Hi Lakotah,
All of these questions require either a z-score table or calculator, and all require the classic equation in elementary statistics:
z= (x-mu)/sigma
x= desired value
mu= mean = 56
sigma= standard deviation = 5.2
a. You were asked for P(X<50.4), so:
z= (x-mu)/sigma
z= (50.4 - 56)/5.2
Compute z and look it up in the z-table (you may need to round to 2 decimal places). Report the corresponding probability as your solution.
b. Same procedure as a, but with one key difference at the end of the calculation. Here, x= 62.3, so:
z= (x-mu)/sigma
z= (62.3- 56)/5.2
Again, compute z, and again, look it up in the z table. This time, though, note that the question asked for greater than. Probabilities in z-table are for less than, so we need to use the Complement Rule aka the "One Minus Trick," which states:
P(Z>a)= 1-P(Z<a); a=any real number
Long story short; subtract the probability you find in the z-table from 1 to get your final answer.

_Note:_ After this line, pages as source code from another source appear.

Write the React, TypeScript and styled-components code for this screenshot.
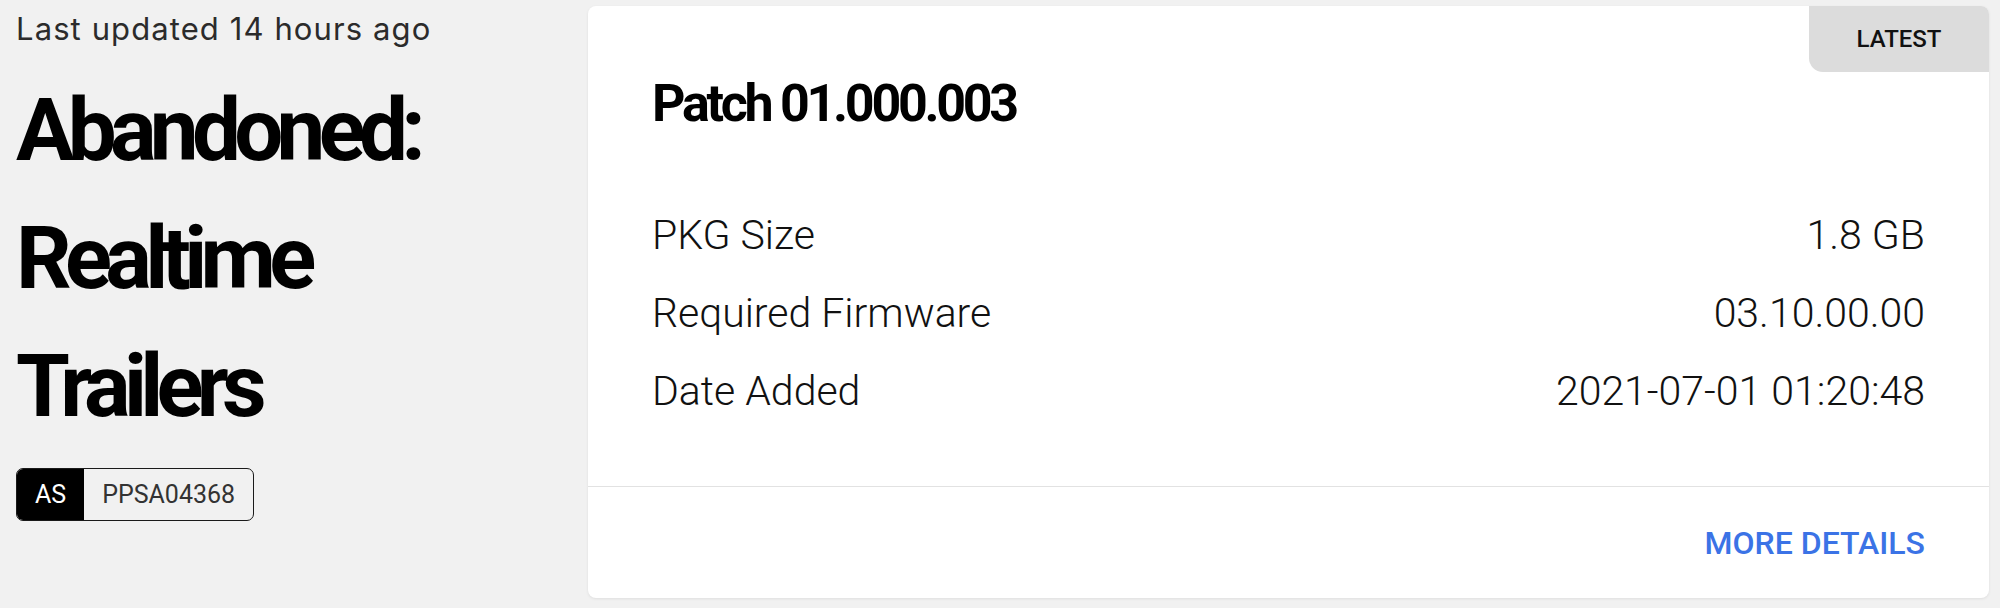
import React from 'react';
import styled, { createGlobalStyle } from 'styled-components';

const GlobalStyle = createGlobalStyle`
  html, body {
    margin: 0;
    padding: 0;
    background: #f1f1f1;
  }
  body {
    font-family: 'Roboto', 'Liberation Sans', sans-serif;
    color: #000;
  }
`;

interface PatchRow {
  label: string;
  value: string;
}

const rows: PatchRow[] = [
  { label: 'PKG Size', value: '1.8 GB' },
  { label: 'Required Firmware', value: '03.10.00.00' },
  { label: 'Date Added', value: '2021-07-01 01:20:48' }
];

export default function App() {
  return (
    <>
      <GlobalStyle />
      <Page>
        <InfoColumn>
          <Updated>Last updated 14 hours ago</Updated>
          <Title>
            Abandoned:
            <br />
            Realtime
            <br />
            Trailers
          </Title>
          <IdTag>
            <Region>AS</Region>
            <TitleId>PPSA04368</TitleId>
          </IdTag>
        </InfoColumn>

        <Card>
          <LatestBadge>LATEST</LatestBadge>
          <CardBody>
            <PatchName>Patch 01.000.003</PatchName>
            <Rows>
              {rows.map((row) => (
                <Row key={row.label}>
                  <span>{row.label}</span>
                  <span>{row.value}</span>
                </Row>
              ))}
            </Rows>
          </CardBody>
          <CardFooter>
            <MoreLink href="#">MORE DETAILS</MoreLink>
          </CardFooter>
        </Card>
      </Page>
    </>
  );
}

const Page = styled.div`
  display: grid;
  grid-template-columns: 540px 1fr;
  column-gap: 32px;
  padding: 6px 11px 10px 16px;
  min-height: 608px;
  box-sizing: border-box;
`;

const InfoColumn = styled.div`
  display: flex;
  flex-direction: column;
  align-items: flex-start;
  padding-top: 5px;
`;

const Updated = styled.div`
  font-family: 'Inter', 'Lato', sans-serif;
  font-size: 31px;
  line-height: 36px;
  color: #2b2b2b;
  letter-spacing: 1.1px;
`;

const Title = styled.h1`
  margin: 19px 0 0;
  font-family: 'Roboto', 'Liberation Sans', sans-serif;
  font-weight: 700;
  font-size: 87px;
  line-height: 128px;
  letter-spacing: -6.7px;
  color: #000;
`;

const IdTag = styled.div`
  display: flex;
  margin-top: 18px;
  height: 53px;
  border: 1.5px solid #1a1a1a;
  border-radius: 7px;
  overflow: hidden;
  box-sizing: border-box;
  font-size: 25px;
`;

const Region = styled.span`
  display: flex;
  align-items: center;
  padding: 0 18px;
  background: #000;
  color: #fff;
`;

const TitleId = styled.span`
  display: flex;
  align-items: center;
  padding: 0 18px;
  color: #333;
`;

const Card = styled.div`
  position: relative;
  background: #fff;
  border-radius: 8px;
  box-shadow: 0 1px 3px rgba(0, 0, 0, 0.08);
  display: flex;
  flex-direction: column;
  height: 592px;
`;

const LatestBadge = styled.div`
  position: absolute;
  top: 0;
  right: 0;
  width: 180px;
  height: 66px;
  display: flex;
  align-items: center;
  justify-content: center;
  background: #dcdcdc;
  border-radius: 0 8px 0 14px;
  font-size: 24px;
  font-weight: 500;
  color: #111;
`;

const CardBody = styled.div`
  padding: 66px 64px 56px;
  border-bottom: 1px solid #e2e2e2;
`;

const PatchName = styled.h2`
  margin: 0;
  font-size: 52px;
  line-height: 64px;
  font-weight: 700;
  letter-spacing: -3.3px;
`;

const Rows = styled.div`
  margin-top: 60px;
  display: flex;
  flex-direction: column;
`;

const Row = styled.div`
  display: flex;
  justify-content: space-between;
  font-size: 41px;
  font-weight: 300;
  line-height: 78px;
  color: #111;
`;

const CardFooter = styled.div`
  flex: 1;
  display: flex;
  justify-content: flex-end;
  align-items: center;
  padding: 0 64px;
`;

const MoreLink = styled.a`
  font-size: 32px;
  font-weight: 500;
  line-height: 40px;
  color: #3b73e6;
  text-decoration: none;
`;
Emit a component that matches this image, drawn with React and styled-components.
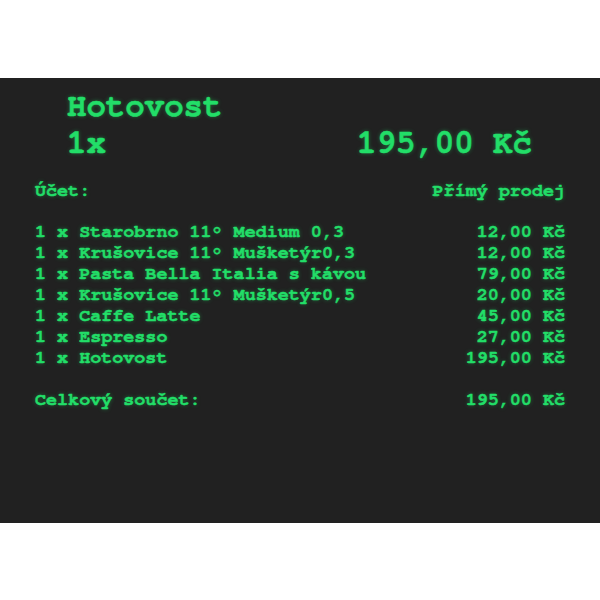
import styled, { createGlobalStyle } from "styled-components";

const mono = `"Nimbus Mono PS", "Nimbus Mono L", "FreeMono", "Courier New", "Liberation Mono", monospace`;

const GlobalStyle = createGlobalStyle`
  html, body {
    margin: 0;
    padding: 0;
    background: #ffffff;
  }
  body {
    font-family: ${mono};
  }
`;

const Page = styled.div`
  width: 600px;
  height: 600px;
  display: flex;
  align-items: center;
`;

const Display = styled.div`
  width: 100%;
  height: 445px;
  box-sizing: border-box;
  background: #212121;
  padding: 10px 35px 0;
  color: #22de68;
  font-family: ${mono};
  font-weight: bold;
  -webkit-text-stroke: 0.5px #22de68;
  text-shadow: 0 0 4px rgba(34, 222, 104, 0.45);
`;

const Header = styled.div`
  padding: 0 33px 0 32px;
  margin-bottom: 19px;
`;

const Line = styled.div`
  display: flex;
  justify-content: space-between;
  white-space: pre;
  font-size: ${({ $big }) => ($big ? "32.4px" : "18.4px")};
  line-height: ${({ $big }) => ($big ? "37px" : "20.9px")};
  margin-bottom: ${({ $gap }) => ($gap ? "20.9px" : "0")};
`;

const items = [
  ["1 x Starobrno 11° Medium 0,3", "12,00 Kč"],
  ["1 x Krušovice 11° Mušketýr0,3", "12,00 Kč"],
  ["1 x Pasta Bella Italia s kávou", "79,00 Kč"],
  ["1 x Krušovice 11° Mušketýr0,5", "20,00 Kč"],
  ["1 x Caffe Latte", "45,00 Kč"],
  ["1 x Espresso", "27,00 Kč"],
  ["1 x Hotovost", "195,00 Kč"],
];

export default function App() {
  return (
    <>
      <GlobalStyle />
      <Page>
        <Display>
          <Header>
            <Line $big>
              <span>Hotovost</span>
            </Line>
            <Line $big>
              <span>1x</span>
              <span>195,00 Kč</span>
            </Line>
          </Header>
          <Line $gap>
            <span>Účet:</span>
            <span>Přímý prodej</span>
          </Line>
          {items.map(([name, price], i) => (
            <Line key={i} $gap={i === items.length - 1}>
              <span>{name}</span>
              <span>{price}</span>
            </Line>
          ))}
          <Line>
            <span>Celkový součet:</span>
            <span>195,00 Kč</span>
          </Line>
        </Display>
      </Page>
    </>
  );
}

c. Any time you are asked for a range of probabilities like this-- a<x<b for a normal (z) distribution--that means you will need to subtract the smaller probability from the larger probability. So we need to compute two z-scores here, which I will call z1 and z2.
z1= (x1-mu)/sigma
z1= (51.9 - 56)/5.2
z2= (x2-mu)/sigma
z2 = (59.3 - 56)/5.2
Compute those z-scores, look up both probabilities in the z-table, subtract the smaller from the larger, and you are done.
d. For this, we use the 68-95-99.7 Rule aka the Empirical Rule. The rule states that in normal distributions, 68% of data fall within one standard deviation of the mean, 95% fall within two, and 99.7% fall within three. This goes for both directions i.e. positive and negative. Here, we are interested in 95%, so two standard deviations from the mean, and we are interested specifically in the positive end. So:
x= mu + 2*sigma
x= 56 + (2*5.2)
Compute that, and you will have the 95th percentile for height in inches. I hope this helps.